表題番号:2013A-017 日付:2014/04/01
研究課題社寺参詣と中世荘園の形成の関係に関する研究
研究者所属(当時) 資格 氏名
(代表者) 教育・総合科学学術院 准教授 高木 徳郎
研究成果概要
 本研究は、日本の中世における霊場社寺への参詣が、中世荘園制の成立とどのように関係するかという点に関しての基礎的知見を得るために行われた。一年間という限られた研究期間ではあったが、熊野三山および高野山という、中世の二大霊場への参詣行為の隆盛が、地域社会におけるどのような貢献によって支えられていたのか、また参詣のための物資や人の調達は、地域社会において具体的にどのように行われていたのかという点を明らかにすることにより、地域社会における荘園制形成・展開への胎動の一端を汲み上げることができた。もちろん、その成果はまだ十分とは言えないが、今後の継続的に研究を推進していくための足掛かりは得られたと思う。
 まずは、熊野三山への参詣(いわゆる熊野詣)については、この成果の一端を単著『歴史の旅 熊野古道を歩く』に盛り込むことができた。この著書は、京都から熊野三山に至る参詣ルートを実地に踏査し、現地の視点から熊野詣そのものを捉え直そうとした著作である。前半部分において熊野詣の歴史を概観する中で、熊野詣における物資調達の実例を文献資料に基づいて検討し、あわせてその調達ルートを現地の道路状況に即して考察した。その結果、平安時代の熊野詣が、熊野参詣道の沿道にある荘園だけでなく、参詣に随従した上皇近臣の所領荘園から調達され、しかもそうした調達は、荘園制が本格的に成立する白河院政期以前から行われていたことが明らかとなり、莫大な費用の調達を前提とする熊野詣が、荘園制の成立と連動する形で行われていった可能性があることが分かってきた。
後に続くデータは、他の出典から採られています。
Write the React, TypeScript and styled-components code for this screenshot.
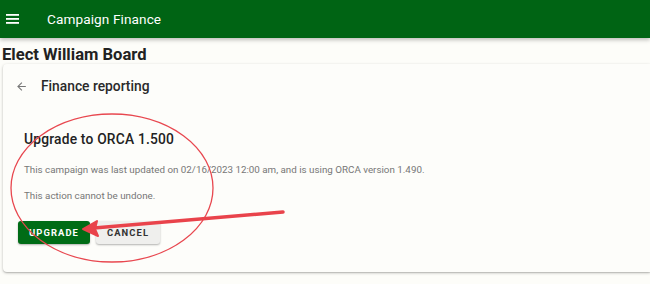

 一方、高野山への参詣では、高野参詣の拠点的な宿場町として近世に大きく発展する橋本地域において、在地住民の信仰関係史料を多く伝える西光寺文書(柏原区有文書)の調査を行った。この文書群に関しては、既に『和歌山県史』・『橋本市史』に中世文書は紹介されているが、近世文書を含めて全体像はいまだ詳細に調査されておらず、その意味で在地における信仰活動と、高野参詣がどのような形で結びついているかという問題を考察していく必要がある。本研究では、その基礎的資料を得るため、現地に伝来している中世・近世文書の撮影を行い、地元の所有者に対し、今後の継続的な調査研究の方針について説明し、その理解を得た。調査・研究は、本研究とは別の形で、継続していくこととなった。